A partir de um concerto do amigo Peter Aronsky, em Zurique, decidiu unir a composição de Gershwin, “Rhapsody in Blue”, à comunicação entre os astronautas, em perigo de vida no espaço, e o centro de controle de Houston, da Nasa.

O resultado foi a sua primeira obra musical, “We have a problem”. “Por vias sinuosas eu consegui toda a gravação dos diálogos entre a Terra e a nave espacial. Desde o momento de alegria do comandante ao dizer que estava tudo bem, pouco antes da explosão a bordo, à preocupação de informar o problema até as partes mais dramáticas. Ali eu fui capturado pela dimensão dos sons”, afirma Herbert Distel, revelando quando e como nasceu o interesse pelos ruídos nos espaços siderais, privados e públicos. 

O sucesso do artista suíço em áudio seguiu-se à notoriedade que conseguiu com o ovo gigante de poliyester lançado no mar nas ilhas Canárias e recuperado em Trindade, do outro lado do oceano Atlântico. Desde então, o tema da viagem, de objetos, pessoas, de sons, esteve presente no conjunto de sua obra.

Com a gravação do movimento dos sons na estação central de Milão, Herbert Distel, conservou para a posteridade a paisagem sonora de lugar por onde passam todos os dias milhares de pessoas, sem perceberem que os rumores podem soar como música.

Herbert Distel nasceu em Berna, em 1942, e atualmente mora em Viena, Áustria. Entre 1995 e 2005 viveu na Itália.

No começo dos anos 60 estudou “design gráfico” na Universidade de Ciências Aplicadas, em Biel,  e depois aprendeu litografia na Escola de Belas Artes de Paris.

Em 1969,  o artista foi homenageado na Bienal de São Paulo.

Em 10 de junho de 1970, Herbert Distel, realizou uma ação artística de grande repercussão ao lançar no mar um ovo flutuante de 3 metros na costa africana e recuperá-lo em Trindade, no Caribe, sete meses depois.

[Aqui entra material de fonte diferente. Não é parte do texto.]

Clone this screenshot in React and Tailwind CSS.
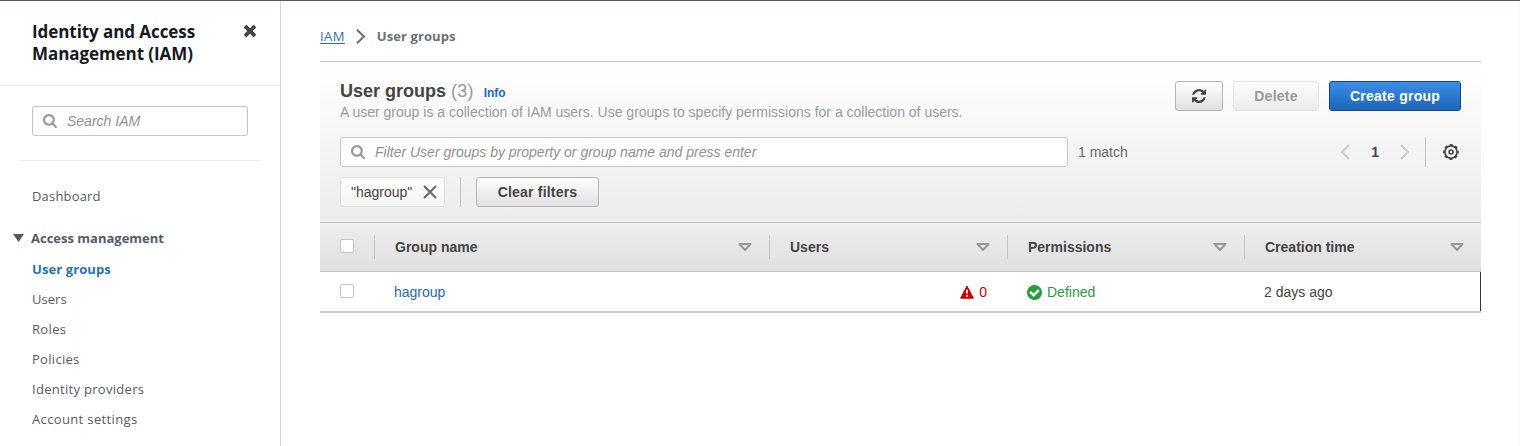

Herbert Distel criou o Museum of Drawers. Ao longo de sete anos, na década de 70, ele visitou o ateliê de cada artista, entre eles  Pablo Picasso, e montou o acervo com 500 peças de miniaturas de obras criadas por pintores, escultores. Atualmente, Herbert Diestel trabalha na digitalização do museu.

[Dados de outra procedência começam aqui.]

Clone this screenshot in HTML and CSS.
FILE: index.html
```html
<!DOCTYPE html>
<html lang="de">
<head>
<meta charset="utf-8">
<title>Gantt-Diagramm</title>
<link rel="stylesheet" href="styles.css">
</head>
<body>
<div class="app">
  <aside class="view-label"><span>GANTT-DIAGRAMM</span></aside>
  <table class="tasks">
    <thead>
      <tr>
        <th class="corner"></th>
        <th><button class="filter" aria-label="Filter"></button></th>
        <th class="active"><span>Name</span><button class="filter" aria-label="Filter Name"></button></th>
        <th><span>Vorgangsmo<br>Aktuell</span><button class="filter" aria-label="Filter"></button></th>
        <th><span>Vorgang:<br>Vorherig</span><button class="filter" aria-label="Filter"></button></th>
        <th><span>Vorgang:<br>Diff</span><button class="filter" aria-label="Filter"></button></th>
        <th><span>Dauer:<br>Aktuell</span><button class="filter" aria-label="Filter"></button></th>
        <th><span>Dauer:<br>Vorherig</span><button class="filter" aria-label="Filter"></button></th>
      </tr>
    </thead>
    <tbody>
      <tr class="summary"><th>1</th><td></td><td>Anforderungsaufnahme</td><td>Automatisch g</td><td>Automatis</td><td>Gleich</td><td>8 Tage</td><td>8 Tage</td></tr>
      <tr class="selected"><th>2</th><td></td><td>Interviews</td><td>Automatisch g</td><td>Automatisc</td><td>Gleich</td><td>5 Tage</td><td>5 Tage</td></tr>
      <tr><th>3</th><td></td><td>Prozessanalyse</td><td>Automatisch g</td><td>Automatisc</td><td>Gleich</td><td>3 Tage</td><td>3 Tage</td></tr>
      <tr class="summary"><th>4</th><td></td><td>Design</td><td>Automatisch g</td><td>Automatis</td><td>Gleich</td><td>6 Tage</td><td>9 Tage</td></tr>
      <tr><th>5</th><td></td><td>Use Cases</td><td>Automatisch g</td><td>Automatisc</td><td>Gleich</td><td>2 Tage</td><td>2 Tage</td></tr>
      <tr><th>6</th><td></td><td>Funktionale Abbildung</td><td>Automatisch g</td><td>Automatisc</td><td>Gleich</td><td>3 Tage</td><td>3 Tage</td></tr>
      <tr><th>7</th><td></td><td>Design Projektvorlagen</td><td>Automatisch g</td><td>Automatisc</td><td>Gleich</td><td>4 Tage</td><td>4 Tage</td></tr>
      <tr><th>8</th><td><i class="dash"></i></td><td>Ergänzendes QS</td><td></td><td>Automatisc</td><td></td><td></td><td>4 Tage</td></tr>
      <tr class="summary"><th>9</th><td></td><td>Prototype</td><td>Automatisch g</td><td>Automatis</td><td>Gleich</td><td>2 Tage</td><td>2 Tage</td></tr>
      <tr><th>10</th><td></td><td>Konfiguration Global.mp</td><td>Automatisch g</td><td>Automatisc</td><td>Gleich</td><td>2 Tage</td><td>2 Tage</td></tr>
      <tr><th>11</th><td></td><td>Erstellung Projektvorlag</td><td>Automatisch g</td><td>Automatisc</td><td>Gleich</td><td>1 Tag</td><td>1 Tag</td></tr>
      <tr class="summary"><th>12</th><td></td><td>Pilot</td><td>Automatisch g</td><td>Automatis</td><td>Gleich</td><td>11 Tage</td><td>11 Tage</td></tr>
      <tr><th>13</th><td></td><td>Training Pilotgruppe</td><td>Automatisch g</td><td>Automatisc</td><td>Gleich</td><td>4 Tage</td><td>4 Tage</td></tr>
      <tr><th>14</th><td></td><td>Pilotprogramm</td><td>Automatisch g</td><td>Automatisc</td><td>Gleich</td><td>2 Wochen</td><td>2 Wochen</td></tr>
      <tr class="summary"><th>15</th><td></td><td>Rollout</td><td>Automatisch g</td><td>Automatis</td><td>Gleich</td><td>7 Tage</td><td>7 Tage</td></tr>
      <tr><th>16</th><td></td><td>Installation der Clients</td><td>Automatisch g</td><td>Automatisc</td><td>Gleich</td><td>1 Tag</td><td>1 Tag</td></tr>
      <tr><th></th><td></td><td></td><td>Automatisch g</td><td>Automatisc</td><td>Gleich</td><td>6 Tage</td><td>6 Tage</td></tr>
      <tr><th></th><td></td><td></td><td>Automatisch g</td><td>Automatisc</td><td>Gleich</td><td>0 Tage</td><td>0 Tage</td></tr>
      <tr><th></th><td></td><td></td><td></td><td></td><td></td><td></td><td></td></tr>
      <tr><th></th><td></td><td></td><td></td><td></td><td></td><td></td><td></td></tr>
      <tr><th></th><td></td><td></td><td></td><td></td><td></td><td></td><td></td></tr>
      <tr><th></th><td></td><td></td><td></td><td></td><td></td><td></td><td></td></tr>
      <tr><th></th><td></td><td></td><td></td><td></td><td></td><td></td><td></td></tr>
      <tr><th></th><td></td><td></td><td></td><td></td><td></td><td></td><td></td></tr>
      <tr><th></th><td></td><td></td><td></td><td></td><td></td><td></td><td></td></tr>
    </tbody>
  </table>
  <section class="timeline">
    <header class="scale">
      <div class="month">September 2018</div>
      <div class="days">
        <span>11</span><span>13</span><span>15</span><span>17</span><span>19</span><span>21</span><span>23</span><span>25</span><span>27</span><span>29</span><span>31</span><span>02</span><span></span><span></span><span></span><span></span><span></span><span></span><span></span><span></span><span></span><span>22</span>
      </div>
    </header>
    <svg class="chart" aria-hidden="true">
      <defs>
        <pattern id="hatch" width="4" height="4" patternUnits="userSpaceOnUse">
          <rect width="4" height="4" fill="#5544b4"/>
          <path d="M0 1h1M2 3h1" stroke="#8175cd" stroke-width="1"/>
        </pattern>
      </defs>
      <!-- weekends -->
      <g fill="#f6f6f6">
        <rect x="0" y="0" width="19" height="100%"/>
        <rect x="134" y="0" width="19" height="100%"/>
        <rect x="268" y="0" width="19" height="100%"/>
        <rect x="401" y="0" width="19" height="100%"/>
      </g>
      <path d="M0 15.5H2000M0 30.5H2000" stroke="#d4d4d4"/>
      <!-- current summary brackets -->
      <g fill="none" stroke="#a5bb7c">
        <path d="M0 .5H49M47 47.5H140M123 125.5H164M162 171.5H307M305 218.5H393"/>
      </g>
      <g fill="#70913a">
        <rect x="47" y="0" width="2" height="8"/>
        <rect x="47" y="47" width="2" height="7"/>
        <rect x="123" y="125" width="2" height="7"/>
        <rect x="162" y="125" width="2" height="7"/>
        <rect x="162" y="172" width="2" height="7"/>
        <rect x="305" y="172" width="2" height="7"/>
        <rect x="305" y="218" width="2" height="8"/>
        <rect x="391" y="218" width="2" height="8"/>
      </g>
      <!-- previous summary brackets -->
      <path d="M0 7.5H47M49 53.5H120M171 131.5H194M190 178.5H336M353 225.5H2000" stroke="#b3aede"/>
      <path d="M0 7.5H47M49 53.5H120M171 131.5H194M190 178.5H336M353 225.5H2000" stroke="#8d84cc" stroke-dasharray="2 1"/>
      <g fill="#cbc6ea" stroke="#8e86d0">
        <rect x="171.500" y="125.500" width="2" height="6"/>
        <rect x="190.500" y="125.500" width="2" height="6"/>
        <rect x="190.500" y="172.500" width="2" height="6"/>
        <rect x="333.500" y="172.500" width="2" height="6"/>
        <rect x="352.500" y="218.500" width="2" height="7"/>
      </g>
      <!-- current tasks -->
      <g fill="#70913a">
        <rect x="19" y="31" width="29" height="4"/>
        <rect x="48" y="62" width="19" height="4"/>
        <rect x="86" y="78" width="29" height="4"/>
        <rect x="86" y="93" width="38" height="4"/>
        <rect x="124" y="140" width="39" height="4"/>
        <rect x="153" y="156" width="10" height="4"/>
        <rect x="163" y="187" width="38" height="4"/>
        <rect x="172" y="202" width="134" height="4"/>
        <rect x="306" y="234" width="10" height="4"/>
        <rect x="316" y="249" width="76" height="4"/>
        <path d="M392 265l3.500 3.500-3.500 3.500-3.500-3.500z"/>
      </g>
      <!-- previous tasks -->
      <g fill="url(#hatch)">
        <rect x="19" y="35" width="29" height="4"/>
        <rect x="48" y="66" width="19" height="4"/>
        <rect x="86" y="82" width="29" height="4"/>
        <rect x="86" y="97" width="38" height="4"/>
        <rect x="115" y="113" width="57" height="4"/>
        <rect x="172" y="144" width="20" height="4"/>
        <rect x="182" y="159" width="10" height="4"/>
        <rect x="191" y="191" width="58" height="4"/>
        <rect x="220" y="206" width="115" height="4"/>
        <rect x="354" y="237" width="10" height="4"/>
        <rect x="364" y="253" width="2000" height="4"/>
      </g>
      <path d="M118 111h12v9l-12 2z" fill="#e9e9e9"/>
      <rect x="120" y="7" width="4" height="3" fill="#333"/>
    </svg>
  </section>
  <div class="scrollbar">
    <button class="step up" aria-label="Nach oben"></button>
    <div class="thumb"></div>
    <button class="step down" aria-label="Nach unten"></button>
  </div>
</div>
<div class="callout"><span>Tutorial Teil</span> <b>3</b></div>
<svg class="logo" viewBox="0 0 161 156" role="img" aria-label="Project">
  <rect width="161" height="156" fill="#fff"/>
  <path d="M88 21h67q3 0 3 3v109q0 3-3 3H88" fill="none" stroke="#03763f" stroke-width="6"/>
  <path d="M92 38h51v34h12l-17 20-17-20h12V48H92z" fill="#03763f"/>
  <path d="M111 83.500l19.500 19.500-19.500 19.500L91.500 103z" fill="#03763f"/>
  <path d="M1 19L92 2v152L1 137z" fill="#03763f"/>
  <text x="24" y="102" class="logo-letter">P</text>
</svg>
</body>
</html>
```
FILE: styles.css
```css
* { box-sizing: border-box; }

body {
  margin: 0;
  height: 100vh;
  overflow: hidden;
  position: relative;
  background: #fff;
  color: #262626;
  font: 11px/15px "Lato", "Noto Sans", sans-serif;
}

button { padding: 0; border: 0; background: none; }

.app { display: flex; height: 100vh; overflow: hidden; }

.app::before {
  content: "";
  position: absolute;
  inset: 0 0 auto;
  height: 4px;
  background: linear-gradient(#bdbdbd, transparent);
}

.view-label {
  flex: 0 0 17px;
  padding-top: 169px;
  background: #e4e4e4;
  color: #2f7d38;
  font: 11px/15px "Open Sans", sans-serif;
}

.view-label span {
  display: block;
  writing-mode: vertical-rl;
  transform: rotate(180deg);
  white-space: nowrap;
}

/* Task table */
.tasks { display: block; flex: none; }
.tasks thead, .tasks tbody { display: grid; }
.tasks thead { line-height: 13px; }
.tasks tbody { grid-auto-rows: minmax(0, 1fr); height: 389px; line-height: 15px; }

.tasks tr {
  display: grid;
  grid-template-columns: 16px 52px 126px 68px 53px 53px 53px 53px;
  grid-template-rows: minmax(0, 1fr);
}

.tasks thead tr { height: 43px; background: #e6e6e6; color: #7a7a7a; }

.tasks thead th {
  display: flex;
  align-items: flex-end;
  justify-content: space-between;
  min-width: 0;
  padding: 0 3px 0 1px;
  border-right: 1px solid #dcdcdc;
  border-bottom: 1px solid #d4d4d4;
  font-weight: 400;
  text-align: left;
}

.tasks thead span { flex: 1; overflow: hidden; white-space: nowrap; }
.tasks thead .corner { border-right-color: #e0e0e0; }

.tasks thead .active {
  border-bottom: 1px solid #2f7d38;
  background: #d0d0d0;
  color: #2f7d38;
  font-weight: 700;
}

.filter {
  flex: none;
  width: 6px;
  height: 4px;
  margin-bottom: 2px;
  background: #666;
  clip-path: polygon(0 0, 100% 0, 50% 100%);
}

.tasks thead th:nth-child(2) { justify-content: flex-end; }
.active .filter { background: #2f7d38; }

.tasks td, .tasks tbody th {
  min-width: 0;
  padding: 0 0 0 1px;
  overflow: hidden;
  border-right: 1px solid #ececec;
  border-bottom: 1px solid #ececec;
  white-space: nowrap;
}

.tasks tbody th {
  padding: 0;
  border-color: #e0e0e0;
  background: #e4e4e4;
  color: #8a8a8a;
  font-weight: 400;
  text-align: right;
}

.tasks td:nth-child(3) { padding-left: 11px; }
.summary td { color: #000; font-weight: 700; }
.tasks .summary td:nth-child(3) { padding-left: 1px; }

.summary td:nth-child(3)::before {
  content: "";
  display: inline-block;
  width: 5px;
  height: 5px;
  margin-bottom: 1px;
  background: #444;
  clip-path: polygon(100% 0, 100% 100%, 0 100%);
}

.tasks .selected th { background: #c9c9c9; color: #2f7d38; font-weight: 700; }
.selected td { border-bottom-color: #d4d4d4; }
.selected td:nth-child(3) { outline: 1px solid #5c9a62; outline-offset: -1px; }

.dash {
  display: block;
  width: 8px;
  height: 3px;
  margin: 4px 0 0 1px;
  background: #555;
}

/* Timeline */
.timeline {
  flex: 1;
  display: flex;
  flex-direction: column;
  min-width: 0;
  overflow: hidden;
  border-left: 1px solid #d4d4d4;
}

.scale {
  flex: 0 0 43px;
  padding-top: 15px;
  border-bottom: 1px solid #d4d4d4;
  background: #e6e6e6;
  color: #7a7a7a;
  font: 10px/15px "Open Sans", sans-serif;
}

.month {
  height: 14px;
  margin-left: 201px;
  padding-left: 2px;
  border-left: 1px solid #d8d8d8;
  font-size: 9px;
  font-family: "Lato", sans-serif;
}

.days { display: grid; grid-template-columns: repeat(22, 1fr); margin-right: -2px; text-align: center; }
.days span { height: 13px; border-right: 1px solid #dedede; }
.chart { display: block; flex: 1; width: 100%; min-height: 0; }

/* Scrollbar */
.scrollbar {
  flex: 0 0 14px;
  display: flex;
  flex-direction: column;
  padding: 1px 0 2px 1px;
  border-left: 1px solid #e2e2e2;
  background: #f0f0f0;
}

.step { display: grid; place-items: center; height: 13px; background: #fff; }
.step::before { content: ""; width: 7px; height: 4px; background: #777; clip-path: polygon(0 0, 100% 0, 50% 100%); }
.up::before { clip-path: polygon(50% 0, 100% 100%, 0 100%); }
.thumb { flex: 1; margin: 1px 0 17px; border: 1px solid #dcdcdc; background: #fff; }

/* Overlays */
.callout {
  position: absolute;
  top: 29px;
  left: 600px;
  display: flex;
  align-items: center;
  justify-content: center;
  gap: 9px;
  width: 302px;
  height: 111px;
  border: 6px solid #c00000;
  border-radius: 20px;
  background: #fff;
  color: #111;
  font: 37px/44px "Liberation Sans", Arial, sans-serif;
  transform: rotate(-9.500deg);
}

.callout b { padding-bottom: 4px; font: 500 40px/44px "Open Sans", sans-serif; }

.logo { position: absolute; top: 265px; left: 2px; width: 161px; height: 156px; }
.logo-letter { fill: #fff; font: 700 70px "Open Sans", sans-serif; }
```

O artista toca saxofone e piano e é influenciado por Morton Feldman, John Cage, Phil Glass, Brian Eno.  

Entre os anos de 1985-87 ele estudou cinema, em Berlim, com Krzystof Kielowski e Edward Zebrowski.

A obra “We have a problem”, baseada nos diálogos entre os astronautas da Apolo 13, o centro de Houston, e as notas de Rhapsody in Blu, foi lançada em 100 discos de vinil,  numerados.

Herbert Distel, realizou uma espécie de prelúdio da La Stazione, quando compôs, em 1984, uma peça musical baseada nos sons gravados nas inúmeras viagens que fez de trem entre Berna e Zurique.

Ela foi apresentada em Berna, um ano e meio depois, durava 60 minutos e chamava-se Die Reise.